Investors losing confidence in recovery

  • 2010-09-22
  • From wire reports

RIGA - Eastern European growth rates will remain subdued in the coming quarters as the recovery in the U.S. and the euro region is losing steam, European Bank for Reconstruction and Development President Thomas Mirow said, reports Bloomberg. The London-based lender won’t revise its 3.5 percent economic growth forecast for this year for the 30 Eastern European and central Asian countries it invests in because the estimates “have been rather modest,” said Mirow. The bank sees 3.9 percent growth next year.

“Growth rates will not be impressive” as the slowdown in developed nations “will have an impact on the region,” Mirow said. “We will not revise downwards and we won’t revise up. We have been rather modest compared to the pre-crisis situation.”

The former communist countries the EBRD lends to are rebounding from their deepest recessions since switching to free-market policies two decades ago. The recovery is clouded by the threat of a new U.S. recession and a slowdown projected for the euro area, the EBRD region’s largest export market. Fiscal austerity in the wake of the European Union’s sovereign-debt crisis also weighs on the pace of expansion.

Mirow also commented on Hungary, after Standard & Poor’s and Moody’s Investor Service last week repeated a threat to downgrade the country’s credit rating because the government needs to clarify its economic policies. Hungary’s government must reveal its long-term economic policies after local government elections next month, said Mirow. Prime Minister Viktor Orban’s pledge to reduce the 2011 shortfall to below the EU limit of 3 percent of GDP failed to reassure the ratings companies.

“What is important is that after the electoral event in October they make clear what will be economic policy,” said Mirow. “What needs to be clear is what will be the long-term approach to reducing the public deficit.”
The latest survey by the ZEW Center for European Economic Research and Erste Group Bank provided further evidence of a slowdown ahead. East European investor confidence declined in September as exporters anticipate a global slowdown, according to the survey. An index of investor and analyst expectations for Eastern Europe’s economy over the next six months fell 3.2 points, to 17.3 points, this month.

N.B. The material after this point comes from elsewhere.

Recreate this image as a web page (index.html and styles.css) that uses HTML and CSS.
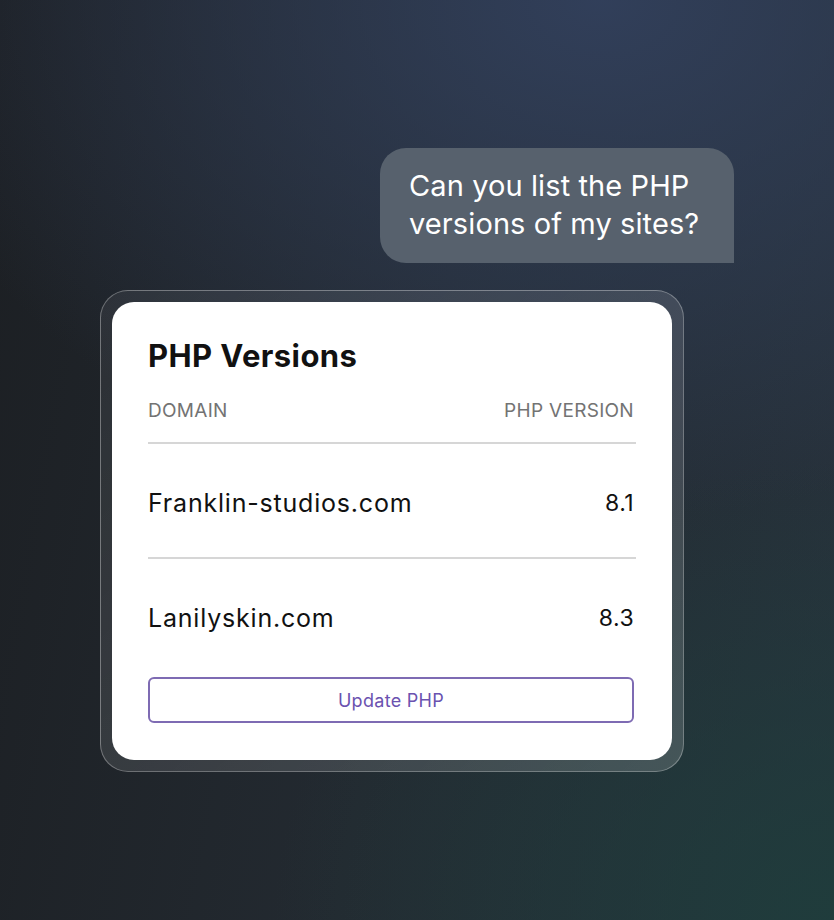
FILE: index.html
```html
<!DOCTYPE html>
<html lang="en">
<head>
    <meta charset="UTF-8">
    <meta name="viewport" content="width=device-width, initial-scale=1.0">
    <title>PHP Versions</title>
    <link rel="stylesheet" href="styles.css">
</head>
<body>
    <div class="chat">
        <!-- User message -->
        <div class="bubble">Can you list the PHP versions of my sites?</div>

        <!-- Answer card -->
        <div class="card-frame">
            <div class="card">
                <h2>PHP Versions</h2>
                <div class="row row-head">
                    <span>Domain</span>
                    <span>PHP Version</span>
                </div>
                <div class="row">
                    <span class="domain">Franklin-studios.com</span>
                    <span class="version">8.1</span>
                </div>
                <div class="row row-last">
                    <span class="domain">Lanilyskin.com</span>
                    <span class="version">8.3</span>
                </div>
                <button type="button">Update PHP</button>
            </div>
        </div>
    </div>
</body>
</html>
```

FILE: styles.css
```css
html, body {
    height: 100%;
}
body {
    margin: 0;
    font-family: Inter, "Noto Sans", sans-serif;
    background-color: #1f2428;
    background-image:
        radial-gradient(ellipse 720px 520px at 600px 0px, rgba(50, 64, 92, 0.95), rgba(50, 64, 92, 0) 100%),
        radial-gradient(ellipse 560px 460px at 834px 920px, rgba(30, 62, 60, 0.85), rgba(30, 62, 60, 0) 100%),
        linear-gradient(100deg, #1c1f23 0%, #232a31 50%, #27323c 100%);
}
.chat {
    display: flex;
    flex-direction: column;
    padding: 148px 100px 0;
}
.bubble {
    align-self: flex-end;
    width: 354px;
    box-sizing: border-box;
    padding: 19px 20px 20px 29px;
    background-color: #57616d;
    color: #fff;
    font-size: 29px;
    line-height: 38px;
    letter-spacing: 0.1px;
    border-radius: 26px 26px 0 26px;
}
.card-frame {
    margin-top: 27px;
    width: 584px;
    box-sizing: border-box;
    padding: 11px;
    border-radius: 28px;
    border: 1.5px solid rgba(255, 255, 255, 0.3);
    background: linear-gradient(135deg, rgba(255, 255, 255, 0.06), rgba(255, 255, 255, 0.16));
}
.card {
    background-color: #fff;
    border-radius: 22px;
    padding: 36px 36px 37px;
}
h2 {
    margin: 0 0 26px;
    font-size: 31px;
    line-height: 35px;
    font-weight: 700;
    letter-spacing: 0.4px;
    color: #111;
}
.row {
    display: flex;
    justify-content: space-between;
    align-items: center;
    height: 108px;
    padding: 5px 2px 0 0;
    border-bottom: 2px solid #d6d6d6;
}
.row-head {
    height: auto;
    padding: 0 2px 19px 0;
    font-size: 19px;
    line-height: 24px;
    letter-spacing: 0.3px;
    text-transform: uppercase;
    color: #737373;
}
.row-last {
    border-bottom: none;
}
.domain {
    font-size: 25px;
    letter-spacing: 0.8px;
    color: #111;
}
.version {
    font-size: 23px;
    letter-spacing: 0.4px;
    color: #111;
}
button {
    display: block;
    width: 486px;
    height: 46px;
    margin-top: 5px;
    background-color: #fff;
    border: 2px solid #7e6bb3;
    border-radius: 6px;
    color: #6b52b0;
    font-family: inherit;
    font-size: 18px;
    letter-spacing: 0.3px;
    cursor: pointer;
}
```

The U.S. economy will expand “at a relatively modest pace” in the second half, Federal Reserve Chairman Ben S. Bernanke said in an Aug. 27 speech, heightening investor concern about a return to recession in the world’s largest economy.
Investor confidence in Germany, Europe’s largest economy, also dropped in September, ZEW said today. The European Commission said last week that economic growth in the euro region may slow by 50 percent, to 0.5 percent, in the third quarter and weaken to 0.3 percent in the fourth.

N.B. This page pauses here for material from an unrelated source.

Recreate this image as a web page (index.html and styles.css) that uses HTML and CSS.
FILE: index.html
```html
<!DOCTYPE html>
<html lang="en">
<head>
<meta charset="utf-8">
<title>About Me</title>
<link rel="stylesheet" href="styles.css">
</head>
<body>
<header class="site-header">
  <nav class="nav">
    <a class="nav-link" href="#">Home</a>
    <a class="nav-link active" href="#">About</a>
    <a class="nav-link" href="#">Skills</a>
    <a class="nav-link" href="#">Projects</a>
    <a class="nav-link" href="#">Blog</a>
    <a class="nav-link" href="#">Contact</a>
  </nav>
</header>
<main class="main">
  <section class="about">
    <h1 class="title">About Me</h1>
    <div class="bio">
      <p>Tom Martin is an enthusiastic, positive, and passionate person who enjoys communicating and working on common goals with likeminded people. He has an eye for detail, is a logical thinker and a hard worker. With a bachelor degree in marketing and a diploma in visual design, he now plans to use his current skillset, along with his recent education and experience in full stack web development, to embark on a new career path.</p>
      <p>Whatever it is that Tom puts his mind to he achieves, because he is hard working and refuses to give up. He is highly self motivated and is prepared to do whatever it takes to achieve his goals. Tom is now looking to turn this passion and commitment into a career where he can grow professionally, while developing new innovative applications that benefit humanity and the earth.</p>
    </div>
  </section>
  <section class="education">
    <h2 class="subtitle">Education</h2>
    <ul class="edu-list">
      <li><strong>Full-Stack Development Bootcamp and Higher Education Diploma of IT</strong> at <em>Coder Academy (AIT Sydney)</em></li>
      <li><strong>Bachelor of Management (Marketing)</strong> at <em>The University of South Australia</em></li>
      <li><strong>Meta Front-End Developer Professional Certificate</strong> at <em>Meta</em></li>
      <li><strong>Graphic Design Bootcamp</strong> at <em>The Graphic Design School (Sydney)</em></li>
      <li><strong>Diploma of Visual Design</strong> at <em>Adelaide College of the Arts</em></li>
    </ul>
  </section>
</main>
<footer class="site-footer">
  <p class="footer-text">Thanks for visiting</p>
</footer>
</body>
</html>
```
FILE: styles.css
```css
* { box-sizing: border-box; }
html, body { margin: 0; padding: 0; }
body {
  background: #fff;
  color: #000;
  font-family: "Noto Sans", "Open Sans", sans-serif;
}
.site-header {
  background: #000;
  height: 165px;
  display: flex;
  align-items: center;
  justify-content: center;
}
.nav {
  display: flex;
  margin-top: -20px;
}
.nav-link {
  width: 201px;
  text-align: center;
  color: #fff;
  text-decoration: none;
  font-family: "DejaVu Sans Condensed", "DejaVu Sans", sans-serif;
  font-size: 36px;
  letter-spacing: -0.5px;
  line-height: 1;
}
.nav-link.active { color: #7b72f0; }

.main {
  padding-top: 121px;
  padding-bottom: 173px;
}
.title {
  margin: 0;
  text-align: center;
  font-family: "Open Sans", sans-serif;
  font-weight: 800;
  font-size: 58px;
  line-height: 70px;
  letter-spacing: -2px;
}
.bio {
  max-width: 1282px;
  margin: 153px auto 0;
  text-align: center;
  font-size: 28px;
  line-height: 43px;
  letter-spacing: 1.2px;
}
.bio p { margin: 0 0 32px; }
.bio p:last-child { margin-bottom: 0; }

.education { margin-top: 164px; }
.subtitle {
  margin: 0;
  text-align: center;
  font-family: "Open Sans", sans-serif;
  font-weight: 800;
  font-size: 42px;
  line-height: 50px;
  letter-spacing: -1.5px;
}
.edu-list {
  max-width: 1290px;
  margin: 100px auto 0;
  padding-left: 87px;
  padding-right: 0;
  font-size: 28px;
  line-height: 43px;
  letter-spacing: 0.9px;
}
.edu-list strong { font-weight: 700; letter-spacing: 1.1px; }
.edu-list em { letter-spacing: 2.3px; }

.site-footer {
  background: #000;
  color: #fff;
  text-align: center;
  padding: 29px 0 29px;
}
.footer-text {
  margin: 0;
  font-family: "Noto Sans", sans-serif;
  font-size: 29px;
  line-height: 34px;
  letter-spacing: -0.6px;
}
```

The EBRD remains concerned about the level of outstanding foreign-currency loans at East European banks, after they brought some countries, including Latvia, to the verge of default during the global credit crisis.
“The EBRD is particularly concerned about households’ large borrowing in foreign exchange,” Mirow told a panel at the conference. “This practice has proven to be a source of serious systemic risks. It needs to be addressed now as the recovery is gradually taking hold.”

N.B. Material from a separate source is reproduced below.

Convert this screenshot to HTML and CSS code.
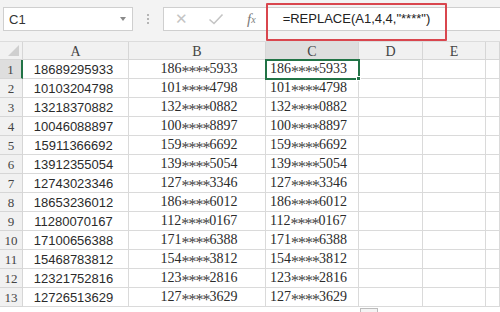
FILE: index.html
```html
<!DOCTYPE html>
<html lang="en">

<head>
    <meta charset="UTF-8">
    <title>REPLACE phone mask</title>
    <link rel="stylesheet" href="styles.css">
</head>

<body>

    <div class="toolbar">
        <div class="name-box">
            <span>C1</span>
            <span class="caret"></span>
        </div>
        <div class="grip"><i></i><i></i><i></i></div>
        <div class="formula-box">
            <span class="tool cancel">&#x2715;</span>
            <span class="tool enter">
                <svg width="16" height="12" viewBox="0 0 16 12"><path d="M1.5 6.5 L6 10.5 L14.5 1.5" fill="none" stroke="#c4c4c4" stroke-width="1.6"/></svg>
            </span>
            <span class="tool fx">f<sub>x</sub></span>
            <div class="formula-input">=REPLACE(A1,4,4,"****")</div>
        </div>
    </div>

    <div class="sheet" id="sheet">
        <div class="corner"><span class="tri"></span></div>
        <div class="col-head">A</div>
        <div class="col-head">B</div>
        <div class="col-head active">C</div>
        <div class="col-head">D</div>
        <div class="col-head">E</div>
        <div class="col-head"></div>
    </div>

    <div class="paste-tab"></div>

    <script>
        const phones = [
            "18689295933", "10103204798", "13218370882", "10046088897",
            "15911366692", "13912355054", "12743023346", "18653236012",
            "11280070167", "17100656388", "15468783812", "12321752816",
            "12726513629"
        ];

        const sheet = document.getElementById("sheet");

        function cell(cls, text) {
            const div = document.createElement("div");
            div.className = cls;
            div.textContent = text;
            sheet.appendChild(div);
            return div;
        }

        function maskedCell(cls, phone) {
            const div = cell(cls, "");
            div.append(phone.slice(0, 3));
            const stars = document.createElement("span");
            stars.className = "stars";
            stars.textContent = "****";
            div.appendChild(stars);
            div.append(phone.slice(7));
            return div;
        }

        phones.forEach((phone, i) => {
            cell("row-head" + (i === 0 ? " active" : ""), i + 1);
            cell("cell num", phone);
            maskedCell("cell masked center", phone);
            const c = maskedCell("cell masked left" + (i === 0 ? " selected" : ""), phone);
            if (i === 0) {
                const handle = document.createElement("span");
                handle.className = "handle";
                c.appendChild(handle);
            }
            cell("cell", "");
            cell("cell", "");
            cell("cell", "");
        });
    </script>

</body>

</html>
```

FILE: styles.css
```css
* {
    box-sizing: border-box;
}

body {
    margin: 0;
    background: #fff;
    font-family: 'Liberation Sans', Arial, sans-serif;
    color: #333;
    overflow: hidden;
    width: 500px;
    height: 312px;
    position: relative;
}

/* formula bar */
.toolbar {
    height: 42px;
    background: #f3f3f3;
    display: flex;
    align-items: flex-start;
    padding-top: 7px;
    border-bottom: 1px solid #dcdcdc;
}

.name-box {
    margin-left: 3px;
    width: 130px;
    height: 24px;
    background: #fff;
    border: 1px solid #cfcfcf;
    display: flex;
    align-items: center;
    justify-content: space-between;
    padding: 0 6px 0 5px;
    font-size: 13px;
}

.caret {
    width: 0;
    height: 0;
    border-left: 3px solid transparent;
    border-right: 3px solid transparent;
    border-top: 4px solid #8a8a8a;
}

.grip {
    width: 30px;
    height: 24px;
    display: flex;
    flex-direction: column;
    align-items: center;
    justify-content: center;
    gap: 2px;
}

.grip i {
    width: 2px;
    height: 2px;
    background: #b5b5b5;
}

.formula-box {
    flex: 1;
    height: 24px;
    background: #fff;
    border: 1px solid #cfcfcf;
    border-right: none;
    display: flex;
    align-items: center;
}

.tool {
    color: #c4c4c4;
    display: flex;
    align-items: center;
    justify-content: center;
}

.cancel {
    width: 18px;
    margin-left: 8px;
    font-size: 15px;
}

.enter {
    width: 18px;
    margin-left: 17px;
}

.fx {
    margin-left: 22px;
    font-family: 'Liberation Serif', serif;
    font-style: italic;
    font-size: 15px;
    color: #7a7a7a;
}

.fx sub {
    font-size: 10px;
    vertical-align: -1px;
}

.formula-input {
    position: relative;
    margin-left: 10px;
    padding-left: 17px;
    width: 177px;
    height: 22px;
    line-height: 22px;
    font-size: 13px;
    color: #222;
    white-space: nowrap;
}

.formula-input::after {
    content: "";
    position: absolute;
    left: 0;
    top: -5px;
    width: 177px;
    height: 34px;
    border: 2px solid #d9464e;
    border-radius: 1px;
}

/* grid */
.sheet {
    display: grid;
    grid-template-columns: 23px 106px 137px 93px 64px 63px 14px;
    grid-template-rows: 18px repeat(13, 19px);
}

.corner,
.col-head,
.row-head {
    background: #f1f1f1;
    border-right: 1px solid #d6d6d6;
    border-bottom: 1px solid #d6d6d6;
    color: #444;
    font-family: 'Liberation Serif', serif;
    font-size: 14px;
    display: flex;
    align-items: center;
    justify-content: center;
}

.col-head {
    padding-top: 2px;
}

.corner {
    position: relative;
}

.tri {
    position: absolute;
    right: 3px;
    bottom: 3px;
    width: 0;
    height: 0;
    border-left: 11px solid transparent;
    border-bottom: 11px solid #cfcfcf;
}

.col-head.active {
    background: #dedede;
    border-bottom: 1px solid #bdbdbd;
}

.row-head {
    font-size: 13px;
    padding-top: 1px;
}

.row-head.active {
    background: #dedede;
    border-right: 2px solid #217346;
}

.cell {
    border-right: 1px solid #dadada;
    border-bottom: 1px solid #dadada;
    display: flex;
    align-items: center;
    white-space: nowrap;
    position: relative;
}

.num {
    justify-content: center;
    font-size: 13px;
    color: #2b2b2b;
    padding-right: 4px;
}

.masked {
    font-family: 'Liberation Serif', serif;
    font-size: 14px;
    color: #2b2b2b;
}

.stars {
    display: inline-block;
    width: 28px;
    font-size: 16px;
    letter-spacing: -1px;
    line-height: 1;
    transform: translateY(3px);
    color: #444;
}

.center {
    justify-content: center;
    padding-left: 4px;
}

.left {
    padding-left: 4px;
}

.selected {
    outline: 2px solid #217346;
    outline-offset: -1px;
    z-index: 1;
}

.handle {
    position: absolute;
    right: -3px;
    bottom: -3px;
    width: 5px;
    height: 5px;
    background: #217346;
    border: 1px solid #fff;
}

.paste-tab {
    position: absolute;
    left: 360px;
    top: 308px;
    width: 18px;
    height: 10px;
    border: 1px solid #bcbcbc;
    background: #f4f4f4;
}
```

Underdeveloped financial markets, low saving rates and high local interest rates contributed to a surge in foreign currency loans during the boom years. The region’s banks struggled to refinance foreign-currency mortgages, car and consumer loans because their parents in Austria, Italy, Germany and Sweden reduced funding during the credit crunch.
The EBRD has spearheaded efforts to limit dependence on foreign-currency borrowing and will soon publish the findings of a working group that includes the banking industry and World Bank and International Monetary Fund experts on ways to combat the problem, Mirow said.

New capital requirements for banks agreed in Basel, Switzerland, two weeks ago are “demanding but not excessive,” Mirow said. “This is particularly important for the current protracted recovery phase, where a much stronger increase in capital requirements could have stifled the much-needed resumption of credit,” he said.